Managing for Effective Data Stewardship
The other part of the equation is how you manage your data stewards. Again, organizations vary widely in how they attempt to do this, but our experience has shown that the most typical approaches are ineffective in helping the organization achieve the desired impact on data quality, and likewise frustrating for the individuals involved.
We have found that the best way to manage data stewards is to establish detailed data quality goals for the specific BDE for which each is accountable. The most meaningful metrics to track are Validity, Conformance, Completeness, Integrity, Accuracy, Timeliness, and Availability (see definitions below).

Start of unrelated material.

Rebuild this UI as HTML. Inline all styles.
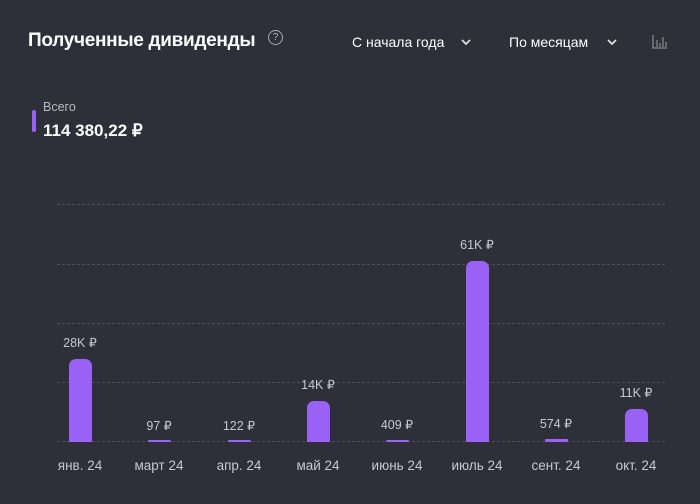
<!DOCTYPE html><html><head><style>
body{margin:0;width:700px;height:504px;background:#2f2f3a;font-family:"Liberation Sans",sans-serif;position:relative;overflow:hidden;color:#fff}
.a{position:absolute;white-space:nowrap}
.g{position:absolute;left:57px;width:608px;border-top:1px dashed #4e4e5a}
.b{position:absolute;width:23px;background:#9a62f6;border-radius:7px 7px 0 0}
.v{position:absolute;width:80px;text-align:center;font-size:12.5px;color:#c8c8d0}
.m{position:absolute;width:80px;text-align:center;font-size:13.5px;color:#c8c8d0;top:458px}
</style></head><body>
<div class="a" style="left:28px;top:30px;font-size:19px;font-weight:bold;letter-spacing:-0.3px">Полученные дивиденды</div>
<div class="a" style="left:268px;top:30px;width:13px;height:13px;border:1px solid #aaa;border-radius:50%;font-size:10px;text-align:center;line-height:13px;color:#bbb">?</div>
<div class="a" style="left:352px;top:34px;font-size:14px">С начала года</div>
<svg class="a" style="left:461px;top:38px" width="10" height="8"><path d="M1 2l4 4 4-4" stroke="#ddd" stroke-width="1.8" fill="none"/></svg>
<div class="a" style="left:509px;top:34px;font-size:14px">По месяцам</div>
<svg class="a" style="left:607px;top:38px" width="10" height="8"><path d="M1 2l4 4 4-4" stroke="#ddd" stroke-width="1.8" fill="none"/></svg>
<svg class="a" style="left:652px;top:34px" width="16" height="16"><path d="M1 1v13h14M5 6v7M8 9v4M11 3v10M14 8v5" stroke="#888" stroke-width="1.3" fill="none"/></svg>
<div class="a" style="left:32px;top:110px;width:4px;height:22px;background:#9a62f6;border-radius:2px"></div>
<div class="a" style="left:43px;top:100px;font-size:12.5px;color:#bbb">Всего</div>
<div class="a" style="left:43px;top:121px;font-size:17px;font-weight:bold">114 380,22 ₽</div>
<div class="g" style="top:204px"></div><div class="g" style="top:264px"></div><div class="g" style="top:323px"></div><div class="g" style="top:382px"></div><div class="g" style="top:441px"></div>
<div class="b" style="left:69px;top:359px;height:83px"></div>
<div class="b" style="left:148px;top:440px;height:2px;border-radius:1px"></div>
<div class="b" style="left:228px;top:440px;height:2px;border-radius:1px"></div>
<div class="b" style="left:307px;top:401px;height:41px"></div>
<div class="b" style="left:386px;top:440px;height:2px;border-radius:1px"></div>
<div class="b" style="left:466px;top:261px;height:181px"></div>
<div class="b" style="left:545px;top:439px;height:3px;border-radius:1px"></div>
<div class="b" style="left:625px;top:409px;height:33px"></div>
<div class="v" style="left:40px;top:335px">28K ₽</div>
<div class="v" style="left:119px;top:418px">97 ₽</div>
<div class="v" style="left:199px;top:418px">122 ₽</div>
<div class="v" style="left:278px;top:377px">14K ₽</div>
<div class="v" style="left:357px;top:417px">409 ₽</div>
<div class="v" style="left:437px;top:237px">61K ₽</div>
<div class="v" style="left:516px;top:416px">574 ₽</div>
<div class="v" style="left:596px;top:385px">11K ₽</div>
<div class="m" style="left:40px">янв. 24</div>
<div class="m" style="left:119px">март 24</div>
<div class="m" style="left:199px">апр. 24</div>
<div class="m" style="left:278px">май 24</div>
<div class="m" style="left:357px">июнь 24</div>
<div class="m" style="left:437px">июль 24</div>
<div class="m" style="left:516px">сент. 24</div>
<div class="m" style="left:596px">окт. 24</div>
</body></html>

Seven Metrics of Data Quality
Validity — adherence of data values to an existing set of approved values
Conformance — structure of data values with respect to some known standard, expected pattern or shape
Completeness — whether all expected values are present
Integrity — whether data values maintain their identity as they move through or across various tables or systems
Accuracy — whether data values are what they are supposed to be, or what is expected from the data consumer’s perspective
Timeliness — whether data values are received when they need to be by the primary consumer groups associated
Availability — the sentiment of the data community with respect to whether data is easily accessible for the specific types of consumption that they execute
Overall Data Quality Score — the overall health and quality for a given BDE, derived by the aggregation of the seven data quality indicators mentioned above, for all of the BDE’s physical versions
Ideally, an organization should set realistic goals around each of these metrics and then aggregate them for each data steward on a weekly, monthly or quarterly basis. In addition, an overall metaquality score should be calculated that measures how completely the data steward has enriched or supplied metadata to that BDE since the last evaluation. With these two scores, one can derive an overall Data Quality Score, the one metric to which the individual’s bonus should be tied.
This approach allows all parties in the arrangement to know exactly what their goals are, and to make adjustments as needed if results are not where they should be. By getting the right people in the role to begin with, and incentivizing them on clearly-described metrics that are within their control, the organization can get the data quality outcomes it seeks.
Seeing Data in All its Dimensions
The real value of investing in data quality assessment and improvement is that it gives your organization the insights and perspective needed to optimize the value it derives from its data.
It’s one thing to know where each data element resides and how it’s labeled. But it’s an entirely different level of insight to understand all its unique instances, discrepancies in field names, and nuances in how values are presented in it. That’s the level of insight that is so critical to truly improving the quality of data, and the value it delivers to your organization.